• [WRITTEN INSTRUCTION]: Pictures within the data are to be left out; everything else must be reproduced exactly.

[Records with interface code]
┌────────

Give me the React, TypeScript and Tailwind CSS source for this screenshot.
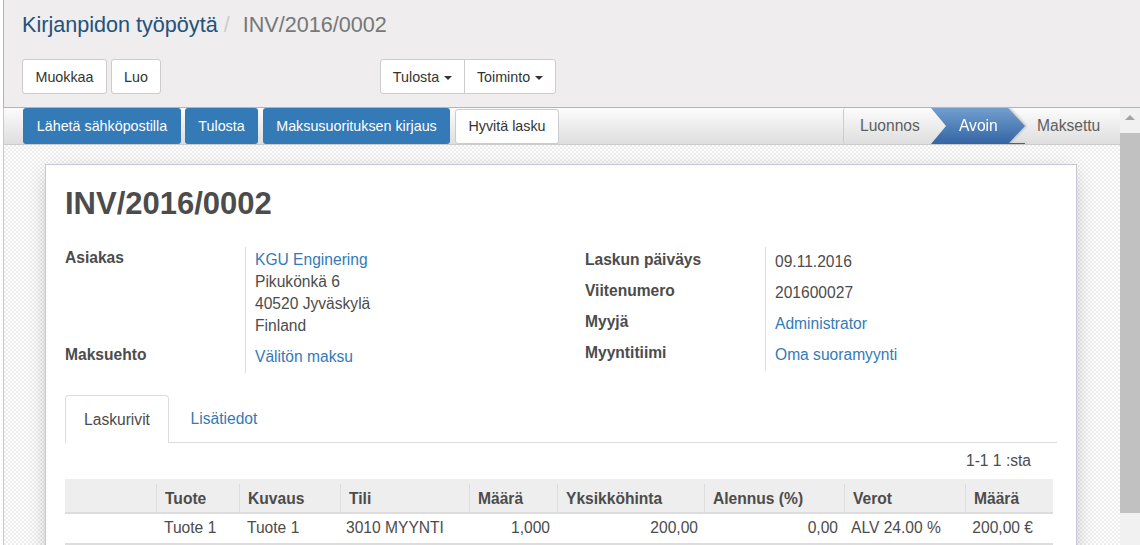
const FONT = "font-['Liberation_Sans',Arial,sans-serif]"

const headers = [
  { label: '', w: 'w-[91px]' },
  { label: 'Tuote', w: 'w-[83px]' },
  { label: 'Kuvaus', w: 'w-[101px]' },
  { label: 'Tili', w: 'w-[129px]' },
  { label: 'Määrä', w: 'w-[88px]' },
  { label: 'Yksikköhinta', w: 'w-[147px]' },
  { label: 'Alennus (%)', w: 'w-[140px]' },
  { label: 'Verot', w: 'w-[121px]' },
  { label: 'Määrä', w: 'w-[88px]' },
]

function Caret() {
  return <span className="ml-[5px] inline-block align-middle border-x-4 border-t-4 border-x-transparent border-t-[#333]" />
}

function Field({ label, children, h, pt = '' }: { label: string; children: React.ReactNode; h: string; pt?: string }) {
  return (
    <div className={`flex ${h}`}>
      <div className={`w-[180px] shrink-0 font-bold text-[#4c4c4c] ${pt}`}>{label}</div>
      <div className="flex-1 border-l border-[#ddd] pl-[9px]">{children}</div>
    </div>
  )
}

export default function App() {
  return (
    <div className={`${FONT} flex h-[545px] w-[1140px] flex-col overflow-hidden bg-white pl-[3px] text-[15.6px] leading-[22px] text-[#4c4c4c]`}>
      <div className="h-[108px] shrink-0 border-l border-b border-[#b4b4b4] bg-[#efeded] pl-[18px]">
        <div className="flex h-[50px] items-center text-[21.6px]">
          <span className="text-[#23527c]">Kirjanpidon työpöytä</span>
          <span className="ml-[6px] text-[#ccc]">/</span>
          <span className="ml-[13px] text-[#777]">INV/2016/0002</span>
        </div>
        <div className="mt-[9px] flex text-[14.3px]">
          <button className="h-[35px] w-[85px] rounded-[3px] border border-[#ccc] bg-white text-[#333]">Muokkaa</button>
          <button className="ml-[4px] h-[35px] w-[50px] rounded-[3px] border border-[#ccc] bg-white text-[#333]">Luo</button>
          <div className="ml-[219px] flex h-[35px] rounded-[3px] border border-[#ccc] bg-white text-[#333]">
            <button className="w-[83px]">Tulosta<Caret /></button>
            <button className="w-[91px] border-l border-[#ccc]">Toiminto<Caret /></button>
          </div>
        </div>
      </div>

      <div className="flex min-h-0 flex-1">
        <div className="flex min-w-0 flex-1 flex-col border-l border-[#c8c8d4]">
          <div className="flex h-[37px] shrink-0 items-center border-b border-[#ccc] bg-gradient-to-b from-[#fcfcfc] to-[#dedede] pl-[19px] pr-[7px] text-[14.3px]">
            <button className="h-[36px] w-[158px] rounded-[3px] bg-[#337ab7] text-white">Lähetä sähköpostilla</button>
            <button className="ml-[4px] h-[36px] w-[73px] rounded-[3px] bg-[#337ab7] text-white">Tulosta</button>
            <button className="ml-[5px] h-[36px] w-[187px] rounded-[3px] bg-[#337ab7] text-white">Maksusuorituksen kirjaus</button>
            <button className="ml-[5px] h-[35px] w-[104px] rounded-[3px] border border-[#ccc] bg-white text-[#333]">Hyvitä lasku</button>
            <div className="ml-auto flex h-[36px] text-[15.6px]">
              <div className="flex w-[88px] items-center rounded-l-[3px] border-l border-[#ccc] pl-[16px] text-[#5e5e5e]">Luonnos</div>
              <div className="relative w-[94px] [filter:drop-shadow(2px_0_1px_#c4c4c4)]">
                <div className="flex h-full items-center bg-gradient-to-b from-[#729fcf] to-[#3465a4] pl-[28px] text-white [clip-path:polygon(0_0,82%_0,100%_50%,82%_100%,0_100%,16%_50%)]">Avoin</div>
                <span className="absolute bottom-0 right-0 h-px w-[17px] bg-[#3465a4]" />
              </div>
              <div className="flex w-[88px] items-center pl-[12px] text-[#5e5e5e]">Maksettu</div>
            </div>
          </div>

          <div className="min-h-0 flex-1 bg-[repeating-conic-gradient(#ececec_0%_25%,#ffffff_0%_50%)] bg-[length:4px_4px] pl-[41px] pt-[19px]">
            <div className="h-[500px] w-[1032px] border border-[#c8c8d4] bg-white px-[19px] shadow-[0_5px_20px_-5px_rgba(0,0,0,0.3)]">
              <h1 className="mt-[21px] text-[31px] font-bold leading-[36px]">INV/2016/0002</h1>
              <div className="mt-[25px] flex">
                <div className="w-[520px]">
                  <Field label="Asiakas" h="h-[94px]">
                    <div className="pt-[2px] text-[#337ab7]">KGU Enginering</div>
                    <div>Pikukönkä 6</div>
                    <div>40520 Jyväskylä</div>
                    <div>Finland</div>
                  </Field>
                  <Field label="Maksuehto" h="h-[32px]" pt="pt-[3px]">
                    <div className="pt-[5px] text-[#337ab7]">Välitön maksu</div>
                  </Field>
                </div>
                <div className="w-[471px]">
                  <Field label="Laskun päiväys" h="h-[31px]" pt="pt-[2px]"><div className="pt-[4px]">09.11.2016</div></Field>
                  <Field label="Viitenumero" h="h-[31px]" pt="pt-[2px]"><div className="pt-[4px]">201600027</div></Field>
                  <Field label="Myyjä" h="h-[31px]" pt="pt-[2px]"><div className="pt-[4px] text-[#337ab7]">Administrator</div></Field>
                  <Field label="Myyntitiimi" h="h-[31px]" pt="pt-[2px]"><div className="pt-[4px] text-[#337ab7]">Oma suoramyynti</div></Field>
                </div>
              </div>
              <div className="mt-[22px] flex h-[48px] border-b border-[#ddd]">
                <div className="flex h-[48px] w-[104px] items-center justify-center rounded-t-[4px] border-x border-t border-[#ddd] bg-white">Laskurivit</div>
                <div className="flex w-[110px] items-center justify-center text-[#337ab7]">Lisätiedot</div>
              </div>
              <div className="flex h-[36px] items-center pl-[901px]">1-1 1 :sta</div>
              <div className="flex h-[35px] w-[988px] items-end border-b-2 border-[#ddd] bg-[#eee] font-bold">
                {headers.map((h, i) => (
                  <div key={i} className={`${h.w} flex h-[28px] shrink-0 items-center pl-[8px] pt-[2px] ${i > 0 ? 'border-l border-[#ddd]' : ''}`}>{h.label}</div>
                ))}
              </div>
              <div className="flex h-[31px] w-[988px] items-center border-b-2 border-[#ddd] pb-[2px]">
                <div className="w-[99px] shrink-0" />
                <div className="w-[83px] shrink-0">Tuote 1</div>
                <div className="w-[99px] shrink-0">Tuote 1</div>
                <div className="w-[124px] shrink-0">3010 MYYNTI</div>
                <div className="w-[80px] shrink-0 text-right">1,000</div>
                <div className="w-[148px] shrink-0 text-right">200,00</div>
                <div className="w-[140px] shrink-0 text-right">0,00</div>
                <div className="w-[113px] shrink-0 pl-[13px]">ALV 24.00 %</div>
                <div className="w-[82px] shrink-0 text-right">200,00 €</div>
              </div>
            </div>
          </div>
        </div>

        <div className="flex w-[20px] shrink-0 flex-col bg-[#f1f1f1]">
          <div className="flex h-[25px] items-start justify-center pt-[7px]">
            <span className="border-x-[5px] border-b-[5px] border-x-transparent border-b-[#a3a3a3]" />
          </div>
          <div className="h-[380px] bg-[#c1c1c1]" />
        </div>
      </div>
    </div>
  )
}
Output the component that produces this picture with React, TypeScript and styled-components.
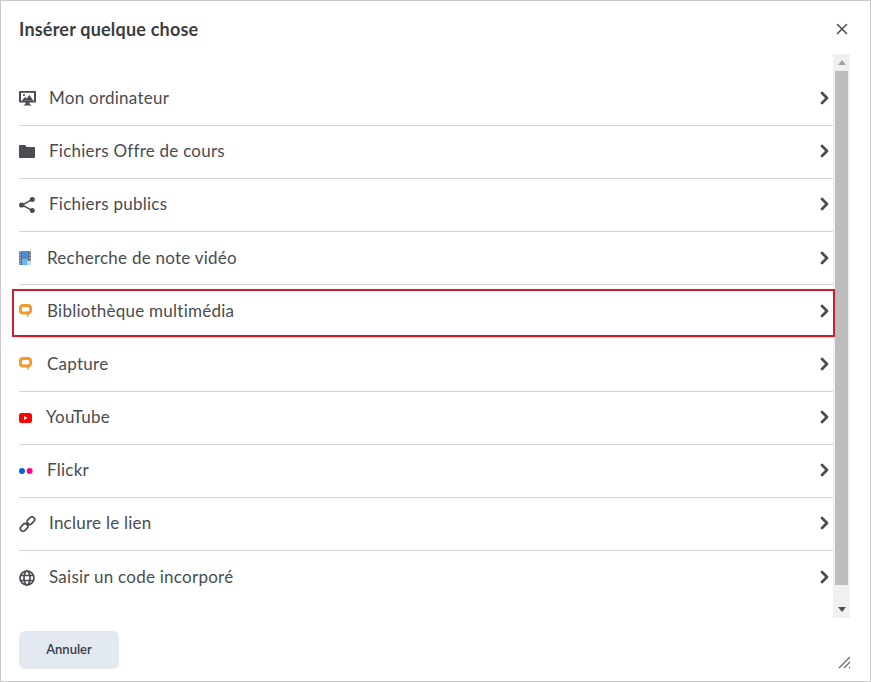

└────────

• [EXERCISE SOLUTION]:
Give me the React, TypeScript and Tailwind CSS source for this screenshot.
const FONT = "font-['Liberation_Sans',Arial,sans-serif]"

const headers = [
  { label: '', w: 'w-[91px]' },
  { label: 'Tuote', w: 'w-[83px]' },
  { label: 'Kuvaus', w: 'w-[101px]' },
  { label: 'Tili', w: 'w-[129px]' },
  { label: 'Määrä', w: 'w-[88px]' },
  { label: 'Yksikköhinta', w: 'w-[147px]' },
  { label: 'Alennus (%)', w: 'w-[140px]' },
  { label: 'Verot', w: 'w-[121px]' },
  { label: 'Määrä', w: 'w-[88px]' },
]

function Caret() {
  return <span className="ml-[5px] inline-block align-middle border-x-4 border-t-4 border-x-transparent border-t-[#333]" />
}

function Field({ label, children, h, pt = '' }: { label: string; children: React.ReactNode; h: string; pt?: string }) {
  return (
    <div className={`flex ${h}`}>
      <div className={`w-[180px] shrink-0 font-bold text-[#4c4c4c] ${pt}`}>{label}</div>
      <div className="flex-1 border-l border-[#ddd] pl-[9px]">{children}</div>
    </div>
  )
}

export default function App() {
  return (
    <div className={`${FONT} flex h-[545px] w-[1140px] flex-col overflow-hidden bg-white pl-[3px] text-[15.6px] leading-[22px] text-[#4c4c4c]`}>
      <div className="h-[108px] shrink-0 border-l border-b border-[#b4b4b4] bg-[#efeded] pl-[18px]">
        <div className="flex h-[50px] items-center text-[21.6px]">
          <span className="text-[#23527c]">Kirjanpidon työpöytä</span>
          <span className="ml-[6px] text-[#ccc]">/</span>
          <span className="ml-[13px] text-[#777]">INV/2016/0002</span>
        </div>
        <div className="mt-[9px] flex text-[14.3px]">
          <button className="h-[35px] w-[85px] rounded-[3px] border border-[#ccc] bg-white text-[#333]">Muokkaa</button>
          <button className="ml-[4px] h-[35px] w-[50px] rounded-[3px] border border-[#ccc] bg-white text-[#333]">Luo</button>
          <div className="ml-[219px] flex h-[35px] rounded-[3px] border border-[#ccc] bg-white text-[#333]">
            <button className="w-[83px]">Tulosta<Caret /></button>
            <button className="w-[91px] border-l border-[#ccc]">Toiminto<Caret /></button>
          </div>
        </div>
      </div>

      <div className="flex min-h-0 flex-1">
        <div className="flex min-w-0 flex-1 flex-col border-l border-[#c8c8d4]">
          <div className="flex h-[37px] shrink-0 items-center border-b border-[#ccc] bg-gradient-to-b from-[#fcfcfc] to-[#dedede] pl-[19px] pr-[7px] text-[14.3px]">
            <button className="h-[36px] w-[158px] rounded-[3px] bg-[#337ab7] text-white">Lähetä sähköpostilla</button>
            <button className="ml-[4px] h-[36px] w-[73px] rounded-[3px] bg-[#337ab7] text-white">Tulosta</button>
            <button className="ml-[5px] h-[36px] w-[187px] rounded-[3px] bg-[#337ab7] text-white">Maksusuorituksen kirjaus</button>
            <button className="ml-[5px] h-[35px] w-[104px] rounded-[3px] border border-[#ccc] bg-white text-[#333]">Hyvitä lasku</button>
            <div className="ml-auto flex h-[36px] text-[15.6px]">
              <div className="flex w-[88px] items-center rounded-l-[3px] border-l border-[#ccc] pl-[16px] text-[#5e5e5e]">Luonnos</div>
              <div className="relative w-[94px] [filter:drop-shadow(2px_0_1px_#c4c4c4)]">
                <div className="flex h-full items-center bg-gradient-to-b from-[#729fcf] to-[#3465a4] pl-[28px] text-white [clip-path:polygon(0_0,82%_0,100%_50%,82%_100%,0_100%,16%_50%)]">Avoin</div>
                <span className="absolute bottom-0 right-0 h-px w-[17px] bg-[#3465a4]" />
              </div>
              <div className="flex w-[88px] items-center pl-[12px] text-[#5e5e5e]">Maksettu</div>
            </div>
          </div>

          <div className="min-h-0 flex-1 bg-[repeating-conic-gradient(#ececec_0%_25%,#ffffff_0%_50%)] bg-[length:4px_4px] pl-[41px] pt-[19px]">
            <div className="h-[500px] w-[1032px] border border-[#c8c8d4] bg-white px-[19px] shadow-[0_5px_20px_-5px_rgba(0,0,0,0.3)]">
              <h1 className="mt-[21px] text-[31px] font-bold leading-[36px]">INV/2016/0002</h1>
              <div className="mt-[25px] flex">
                <div className="w-[520px]">
                  <Field label="Asiakas" h="h-[94px]">
                    <div className="pt-[2px] text-[#337ab7]">KGU Enginering</div>
                    <div>Pikukönkä 6</div>
                    <div>40520 Jyväskylä</div>
                    <div>Finland</div>
                  </Field>
                  <Field label="Maksuehto" h="h-[32px]" pt="pt-[3px]">
                    <div className="pt-[5px] text-[#337ab7]">Välitön maksu</div>
                  </Field>
                </div>
                <div className="w-[471px]">
                  <Field label="Laskun päiväys" h="h-[31px]" pt="pt-[2px]"><div className="pt-[4px]">09.11.2016</div></Field>
                  <Field label="Viitenumero" h="h-[31px]" pt="pt-[2px]"><div className="pt-[4px]">201600027</div></Field>
                  <Field label="Myyjä" h="h-[31px]" pt="pt-[2px]"><div className="pt-[4px] text-[#337ab7]">Administrator</div></Field>
                  <Field label="Myyntitiimi" h="h-[31px]" pt="pt-[2px]"><div className="pt-[4px] text-[#337ab7]">Oma suoramyynti</div></Field>
                </div>
              </div>
              <div className="mt-[22px] flex h-[48px] border-b border-[#ddd]">
                <div className="flex h-[48px] w-[104px] items-center justify-center rounded-t-[4px] border-x border-t border-[#ddd] bg-white">Laskurivit</div>
                <div className="flex w-[110px] items-center justify-center text-[#337ab7]">Lisätiedot</div>
              </div>
              <div className="flex h-[36px] items-center pl-[901px]">1-1 1 :sta</div>
              <div className="flex h-[35px] w-[988px] items-end border-b-2 border-[#ddd] bg-[#eee] font-bold">
                {headers.map((h, i) => (
                  <div key={i} className={`${h.w} flex h-[28px] shrink-0 items-center pl-[8px] pt-[2px] ${i > 0 ? 'border-l border-[#ddd]' : ''}`}>{h.label}</div>
                ))}
              </div>
              <div className="flex h-[31px] w-[988px] items-center border-b-2 border-[#ddd] pb-[2px]">
                <div className="w-[99px] shrink-0" />
                <div className="w-[83px] shrink-0">Tuote 1</div>
                <div className="w-[99px] shrink-0">Tuote 1</div>
                <div className="w-[124px] shrink-0">3010 MYYNTI</div>
                <div className="w-[80px] shrink-0 text-right">1,000</div>
                <div className="w-[148px] shrink-0 text-right">200,00</div>
                <div className="w-[140px] shrink-0 text-right">0,00</div>
                <div className="w-[113px] shrink-0 pl-[13px]">ALV 24.00 %</div>
                <div className="w-[82px] shrink-0 text-right">200,00 €</div>
              </div>
            </div>
          </div>
        </div>

        <div className="flex w-[20px] shrink-0 flex-col bg-[#f1f1f1]">
          <div className="flex h-[25px] items-start justify-center pt-[7px]">
            <span className="border-x-[5px] border-b-[5px] border-x-transparent border-b-[#a3a3a3]" />
          </div>
          <div className="h-[380px] bg-[#c1c1c1]" />
        </div>
      </div>
    </div>
  )
}
Output the component that produces this picture with React, TypeScript and styled-components.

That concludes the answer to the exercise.